WHAT YOU SHOULD DO: All the data below goes into the copy word for word, but the pictures don't.

DATA:
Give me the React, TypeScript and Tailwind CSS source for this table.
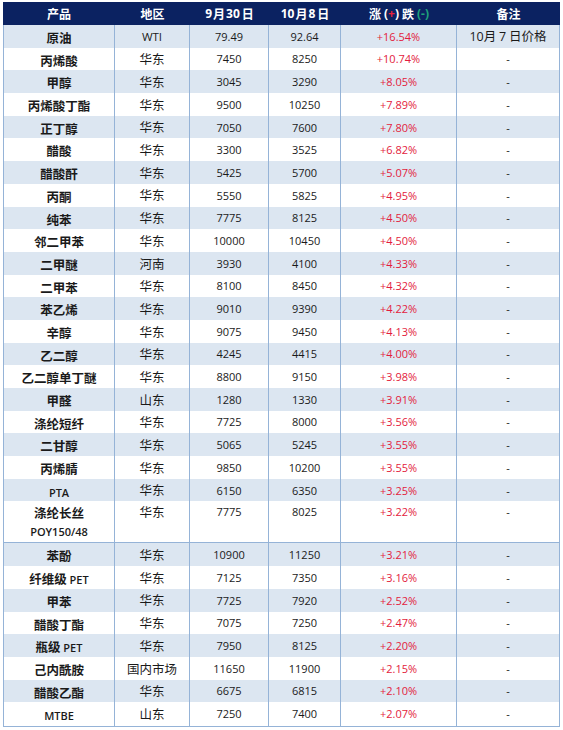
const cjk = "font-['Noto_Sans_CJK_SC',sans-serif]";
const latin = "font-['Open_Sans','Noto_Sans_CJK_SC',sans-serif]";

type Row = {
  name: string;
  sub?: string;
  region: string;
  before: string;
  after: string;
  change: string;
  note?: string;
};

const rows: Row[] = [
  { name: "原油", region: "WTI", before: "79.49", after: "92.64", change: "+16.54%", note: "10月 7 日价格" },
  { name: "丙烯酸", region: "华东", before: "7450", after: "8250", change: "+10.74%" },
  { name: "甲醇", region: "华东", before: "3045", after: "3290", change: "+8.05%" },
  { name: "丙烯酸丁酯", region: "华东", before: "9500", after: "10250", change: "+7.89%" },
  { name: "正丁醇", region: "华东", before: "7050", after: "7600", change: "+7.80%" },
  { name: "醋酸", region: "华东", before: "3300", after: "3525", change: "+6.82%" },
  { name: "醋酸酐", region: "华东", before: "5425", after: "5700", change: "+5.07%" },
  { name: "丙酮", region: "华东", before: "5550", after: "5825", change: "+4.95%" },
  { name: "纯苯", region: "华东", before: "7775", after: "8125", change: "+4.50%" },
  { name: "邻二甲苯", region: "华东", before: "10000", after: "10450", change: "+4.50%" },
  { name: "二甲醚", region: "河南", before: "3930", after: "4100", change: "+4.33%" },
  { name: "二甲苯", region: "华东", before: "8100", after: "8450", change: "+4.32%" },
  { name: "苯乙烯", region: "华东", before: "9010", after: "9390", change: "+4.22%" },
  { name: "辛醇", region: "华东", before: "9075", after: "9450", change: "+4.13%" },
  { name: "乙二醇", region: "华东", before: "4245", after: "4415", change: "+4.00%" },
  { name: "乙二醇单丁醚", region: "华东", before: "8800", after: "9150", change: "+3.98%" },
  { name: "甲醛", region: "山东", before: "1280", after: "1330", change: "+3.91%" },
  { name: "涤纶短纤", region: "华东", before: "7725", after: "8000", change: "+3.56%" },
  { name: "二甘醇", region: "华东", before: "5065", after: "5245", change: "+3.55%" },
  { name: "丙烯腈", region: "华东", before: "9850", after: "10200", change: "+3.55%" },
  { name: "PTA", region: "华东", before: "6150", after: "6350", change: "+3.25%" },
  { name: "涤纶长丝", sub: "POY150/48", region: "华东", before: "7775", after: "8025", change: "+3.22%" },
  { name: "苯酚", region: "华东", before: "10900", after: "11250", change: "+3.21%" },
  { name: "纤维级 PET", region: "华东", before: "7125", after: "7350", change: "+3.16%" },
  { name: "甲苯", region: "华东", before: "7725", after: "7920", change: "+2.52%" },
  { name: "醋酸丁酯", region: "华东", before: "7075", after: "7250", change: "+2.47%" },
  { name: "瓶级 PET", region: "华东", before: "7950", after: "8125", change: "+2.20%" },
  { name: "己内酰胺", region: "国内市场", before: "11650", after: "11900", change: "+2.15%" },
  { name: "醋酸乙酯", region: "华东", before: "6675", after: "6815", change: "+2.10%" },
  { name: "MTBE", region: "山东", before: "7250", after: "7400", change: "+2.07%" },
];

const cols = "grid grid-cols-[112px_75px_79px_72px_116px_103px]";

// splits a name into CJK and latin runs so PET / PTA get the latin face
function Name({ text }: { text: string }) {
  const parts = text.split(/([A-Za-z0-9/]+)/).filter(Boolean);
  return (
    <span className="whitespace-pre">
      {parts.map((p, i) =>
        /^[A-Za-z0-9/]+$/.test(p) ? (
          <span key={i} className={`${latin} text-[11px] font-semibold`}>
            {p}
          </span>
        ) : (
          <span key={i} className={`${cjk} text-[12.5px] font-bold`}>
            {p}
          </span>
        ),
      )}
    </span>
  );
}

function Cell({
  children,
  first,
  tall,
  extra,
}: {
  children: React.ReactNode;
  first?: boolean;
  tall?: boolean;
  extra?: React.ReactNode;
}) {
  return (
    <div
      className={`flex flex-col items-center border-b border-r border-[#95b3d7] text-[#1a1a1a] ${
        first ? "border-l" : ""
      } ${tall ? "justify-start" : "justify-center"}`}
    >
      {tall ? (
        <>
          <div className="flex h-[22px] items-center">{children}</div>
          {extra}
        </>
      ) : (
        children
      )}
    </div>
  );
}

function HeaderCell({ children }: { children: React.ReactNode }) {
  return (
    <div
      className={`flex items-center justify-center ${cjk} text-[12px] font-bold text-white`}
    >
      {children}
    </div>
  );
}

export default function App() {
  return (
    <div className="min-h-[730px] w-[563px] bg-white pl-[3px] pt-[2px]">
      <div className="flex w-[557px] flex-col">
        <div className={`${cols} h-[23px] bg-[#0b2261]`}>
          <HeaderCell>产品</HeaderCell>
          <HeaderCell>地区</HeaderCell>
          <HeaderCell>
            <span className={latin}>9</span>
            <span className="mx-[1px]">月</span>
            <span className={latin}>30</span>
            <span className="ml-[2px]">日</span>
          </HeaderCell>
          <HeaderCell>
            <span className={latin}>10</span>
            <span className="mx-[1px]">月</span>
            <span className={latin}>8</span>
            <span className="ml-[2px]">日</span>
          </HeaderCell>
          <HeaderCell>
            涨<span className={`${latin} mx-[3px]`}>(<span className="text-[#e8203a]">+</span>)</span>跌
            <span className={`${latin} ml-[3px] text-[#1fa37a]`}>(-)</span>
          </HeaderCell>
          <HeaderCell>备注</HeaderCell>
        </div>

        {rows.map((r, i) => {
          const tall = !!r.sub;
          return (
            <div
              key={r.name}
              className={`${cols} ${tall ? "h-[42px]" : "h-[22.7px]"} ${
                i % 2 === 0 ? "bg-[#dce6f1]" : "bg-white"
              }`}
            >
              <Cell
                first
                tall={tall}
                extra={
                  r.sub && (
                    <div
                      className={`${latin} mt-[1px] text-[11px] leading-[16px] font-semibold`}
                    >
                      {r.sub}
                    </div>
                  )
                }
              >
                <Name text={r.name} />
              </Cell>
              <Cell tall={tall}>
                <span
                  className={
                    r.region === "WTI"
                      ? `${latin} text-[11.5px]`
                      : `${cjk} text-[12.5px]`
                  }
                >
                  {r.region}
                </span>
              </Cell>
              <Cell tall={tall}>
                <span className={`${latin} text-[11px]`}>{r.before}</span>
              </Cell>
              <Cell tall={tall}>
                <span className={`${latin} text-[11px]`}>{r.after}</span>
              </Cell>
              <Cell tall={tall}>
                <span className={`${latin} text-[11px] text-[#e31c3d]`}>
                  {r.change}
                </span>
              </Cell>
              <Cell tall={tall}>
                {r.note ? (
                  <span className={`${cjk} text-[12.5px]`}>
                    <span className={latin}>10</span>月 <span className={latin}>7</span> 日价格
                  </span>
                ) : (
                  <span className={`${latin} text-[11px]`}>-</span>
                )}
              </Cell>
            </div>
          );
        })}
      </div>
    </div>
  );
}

SOLUTION BELOW:
Give me the React, TypeScript and Tailwind CSS source for this table.
const cjk = "font-['Noto_Sans_CJK_SC',sans-serif]";
const latin = "font-['Open_Sans','Noto_Sans_CJK_SC',sans-serif]";

type Row = {
  name: string;
  sub?: string;
  region: string;
  before: string;
  after: string;
  change: string;
  note?: string;
};

const rows: Row[] = [
  { name: "原油", region: "WTI", before: "79.49", after: "92.64", change: "+16.54%", note: "10月 7 日价格" },
  { name: "丙烯酸", region: "华东", before: "7450", after: "8250", change: "+10.74%" },
  { name: "甲醇", region: "华东", before: "3045", after: "3290", change: "+8.05%" },
  { name: "丙烯酸丁酯", region: "华东", before: "9500", after: "10250", change: "+7.89%" },
  { name: "正丁醇", region: "华东", before: "7050", after: "7600", change: "+7.80%" },
  { name: "醋酸", region: "华东", before: "3300", after: "3525", change: "+6.82%" },
  { name: "醋酸酐", region: "华东", before: "5425", after: "5700", change: "+5.07%" },
  { name: "丙酮", region: "华东", before: "5550", after: "5825", change: "+4.95%" },
  { name: "纯苯", region: "华东", before: "7775", after: "8125", change: "+4.50%" },
  { name: "邻二甲苯", region: "华东", before: "10000", after: "10450", change: "+4.50%" },
  { name: "二甲醚", region: "河南", before: "3930", after: "4100", change: "+4.33%" },
  { name: "二甲苯", region: "华东", before: "8100", after: "8450", change: "+4.32%" },
  { name: "苯乙烯", region: "华东", before: "9010", after: "9390", change: "+4.22%" },
  { name: "辛醇", region: "华东", before: "9075", after: "9450", change: "+4.13%" },
  { name: "乙二醇", region: "华东", before: "4245", after: "4415", change: "+4.00%" },
  { name: "乙二醇单丁醚", region: "华东", before: "8800", after: "9150", change: "+3.98%" },
  { name: "甲醛", region: "山东", before: "1280", after: "1330", change: "+3.91%" },
  { name: "涤纶短纤", region: "华东", before: "7725", after: "8000", change: "+3.56%" },
  { name: "二甘醇", region: "华东", before: "5065", after: "5245", change: "+3.55%" },
  { name: "丙烯腈", region: "华东", before: "9850", after: "10200", change: "+3.55%" },
  { name: "PTA", region: "华东", before: "6150", after: "6350", change: "+3.25%" },
  { name: "涤纶长丝", sub: "POY150/48", region: "华东", before: "7775", after: "8025", change: "+3.22%" },
  { name: "苯酚", region: "华东", before: "10900", after: "11250", change: "+3.21%" },
  { name: "纤维级 PET", region: "华东", before: "7125", after: "7350", change: "+3.16%" },
  { name: "甲苯", region: "华东", before: "7725", after: "7920", change: "+2.52%" },
  { name: "醋酸丁酯", region: "华东", before: "7075", after: "7250", change: "+2.47%" },
  { name: "瓶级 PET", region: "华东", before: "7950", after: "8125", change: "+2.20%" },
  { name: "己内酰胺", region: "国内市场", before: "11650", after: "11900", change: "+2.15%" },
  { name: "醋酸乙酯", region: "华东", before: "6675", after: "6815", change: "+2.10%" },
  { name: "MTBE", region: "山东", before: "7250", after: "7400", change: "+2.07%" },
];

const cols = "grid grid-cols-[112px_75px_79px_72px_116px_103px]";

// splits a name into CJK and latin runs so PET / PTA get the latin face
function Name({ text }: { text: string }) {
  const parts = text.split(/([A-Za-z0-9/]+)/).filter(Boolean);
  return (
    <span className="whitespace-pre">
      {parts.map((p, i) =>
        /^[A-Za-z0-9/]+$/.test(p) ? (
          <span key={i} className={`${latin} text-[11px] font-semibold`}>
            {p}
          </span>
        ) : (
          <span key={i} className={`${cjk} text-[12.5px] font-bold`}>
            {p}
          </span>
        ),
      )}
    </span>
  );
}

function Cell({
  children,
  first,
  tall,
  extra,
}: {
  children: React.ReactNode;
  first?: boolean;
  tall?: boolean;
  extra?: React.ReactNode;
}) {
  return (
    <div
      className={`flex flex-col items-center border-b border-r border-[#95b3d7] text-[#1a1a1a] ${
        first ? "border-l" : ""
      } ${tall ? "justify-start" : "justify-center"}`}
    >
      {tall ? (
        <>
          <div className="flex h-[22px] items-center">{children}</div>
          {extra}
        </>
      ) : (
        children
      )}
    </div>
  );
}

function HeaderCell({ children }: { children: React.ReactNode }) {
  return (
    <div
      className={`flex items-center justify-center ${cjk} text-[12px] font-bold text-white`}
    >
      {children}
    </div>
  );
}

export default function App() {
  return (
    <div className="min-h-[730px] w-[563px] bg-white pl-[3px] pt-[2px]">
      <div className="flex w-[557px] flex-col">
        <div className={`${cols} h-[23px] bg-[#0b2261]`}>
          <HeaderCell>产品</HeaderCell>
          <HeaderCell>地区</HeaderCell>
          <HeaderCell>
            <span className={latin}>9</span>
            <span className="mx-[1px]">月</span>
            <span className={latin}>30</span>
            <span className="ml-[2px]">日</span>
          </HeaderCell>
          <HeaderCell>
            <span className={latin}>10</span>
            <span className="mx-[1px]">月</span>
            <span className={latin}>8</span>
            <span className="ml-[2px]">日</span>
          </HeaderCell>
          <HeaderCell>
            涨<span className={`${latin} mx-[3px]`}>(<span className="text-[#e8203a]">+</span>)</span>跌
            <span className={`${latin} ml-[3px] text-[#1fa37a]`}>(-)</span>
          </HeaderCell>
          <HeaderCell>备注</HeaderCell>
        </div>

        {rows.map((r, i) => {
          const tall = !!r.sub;
          return (
            <div
              key={r.name}
              className={`${cols} ${tall ? "h-[42px]" : "h-[22.7px]"} ${
                i % 2 === 0 ? "bg-[#dce6f1]" : "bg-white"
              }`}
            >
              <Cell
                first
                tall={tall}
                extra={
                  r.sub && (
                    <div
                      className={`${latin} mt-[1px] text-[11px] leading-[16px] font-semibold`}
                    >
                      {r.sub}
                    </div>
                  )
                }
              >
                <Name text={r.name} />
              </Cell>
              <Cell tall={tall}>
                <span
                  className={
                    r.region === "WTI"
                      ? `${latin} text-[11.5px]`
                      : `${cjk} text-[12.5px]`
                  }
                >
                  {r.region}
                </span>
              </Cell>
              <Cell tall={tall}>
                <span className={`${latin} text-[11px]`}>{r.before}</span>
              </Cell>
              <Cell tall={tall}>
                <span className={`${latin} text-[11px]`}>{r.after}</span>
              </Cell>
              <Cell tall={tall}>
                <span className={`${latin} text-[11px] text-[#e31c3d]`}>
                  {r.change}
                </span>
              </Cell>
              <Cell tall={tall}>
                {r.note ? (
                  <span className={`${cjk} text-[12.5px]`}>
                    <span className={latin}>10</span>月 <span className={latin}>7</span> 日价格
                  </span>
                ) : (
                  <span className={`${latin} text-[11px]`}>-</span>
                )}
              </Cell>
            </div>
          );
        })}
      </div>
    </div>
  );
}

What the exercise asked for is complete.